I have, in fact, read a text in Finnish out loud with (according to a Finn who was there) perfect fluency, pronunciation and enunciation, and without understanding a word. I’m reasonably sure the story involved a wolf and a cat, but that’s from the pictures. The only Finnish word I understand is “Suomi”.
It’s certainly possible that when Trump read his acceptance speech, he actually thought he was reading a recipe for Waldorf Salad. If you have some evidence of that, let’s see it. Otherwise, you are engaging in baseless speculation.
OTOH, he makes jokes about the content as he is reading it, so I think it’s plain as day that he knows exactly what he’s reading. But again, if you have some other evidence that proves otherwise, I’m happy to review it. Evidence, though, not speculation.
Out of 19 major party candidates only one had the ability to look at the entire electorate and see a large and vast group of very frustrated and ignored voters who were fed up with politics as usual and the failure of the political elite. Then this one candidate defeated all the others. I am sure many here will call his methods unorthodox and unusual, and perhaps ugly but none the less he succeeded.

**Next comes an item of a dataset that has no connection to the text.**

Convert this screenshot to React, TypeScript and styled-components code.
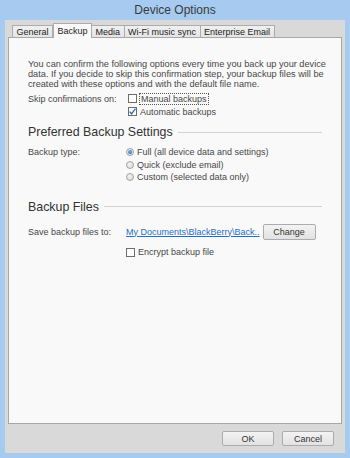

I would say there is a level of brilliance there that the entire other 18 candidates, plus the press, plus the political elite did not have and never saw coming.
Funny thing to me is last spring and summer it was all right there on TV for everyone to see. Fox and MSNBC were carrying his speeches from start to finish. No one could see that he was carrying the crowds and hitting a nerve with a large portion of the voters ? I would say the fools are the ones who did not.
Re: Reading text out loud vs. understanding such text.
Many of us can read a foreign language text out loud but have little idea what it says. I took a smattering of Russian in university. At that time I could read out Russian texts. But my comprehension level was very low unless it was designed for beginners. A few years latter I’d still be able to read it out loud and understand even less.
Being able to read a speech off a teleprompter means zip in terms of literacy, language comprehension, etc.
You know who else tapped into fear and anger in the populace via lies, scapegoating of minorities and a promise to restore the country to a mythical level of greatness, and rode that into power?
Several people throughout history, actually. And it rarely turned out well for the country in the end.
But to repeat my view above: Trump can clearly read. He just appears to prefer not to. Which is still a concern, particularly when it involves being briefed on information he needs to do his job.